José abandonó sus estudios secundarios, pero le gustaría volver a las aulas. “Lo que más quisiera, primero, es un empleo, aunque sea de barrendero. Yo se que puedo hacer un tratamiento ambulatorio, pero necesitaría trabajar para mantener la mente ocupada. He intentado muchas veces trabajar y nadie me da empleo por mis antecedentes: caí preso en tres oportunidades por robo. En estos momentos, el Estado me da una ayuda mensual de $ 850. Pero le digo la verdad, esa plata no sirve mucho”, dice.
- ¿Usaste ese dinero alguna vez para comprar drogas?
- No puedo decir eso (se ríe, baja la mirada).
José agradece a las madres que hayan denunciado lo que pasaba en la Costanera. “En estos cinco años me ayudaron mucho. Pero no alcanza: porque hay más droga en el barrio y falta empleo. La cosa está fea: empiezan cada vez más chicos a drogarse. Están embobados con los transas”, describe.
Y vuelve a hablar de él: “yo se que estoy arruinado. Peleo minuto a minuto contra la adicción. A veces pienso que puedo manejarla, pero paso días tirado debajo del puente, pierdo la noción del tiempo, no coordino.
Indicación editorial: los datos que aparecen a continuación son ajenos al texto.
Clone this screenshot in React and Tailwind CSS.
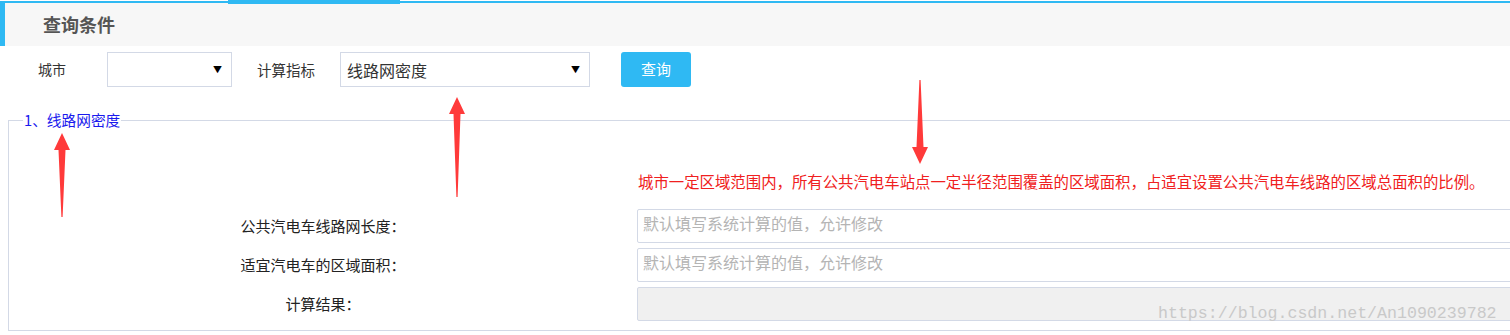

Vuelvo a casa con toda la piel negra de la mugre. Y ahí encuentro a mi mamá, que llora sin parar. Muchas veces me podría haber muerto”, dice mientras enciende su décimo cigarrillo. No para. Es uno tras otro. “Menos mal que fumo esto”, se consuela. Aunque admite que cuando se acabe ese paquete irá por algo más fuerte.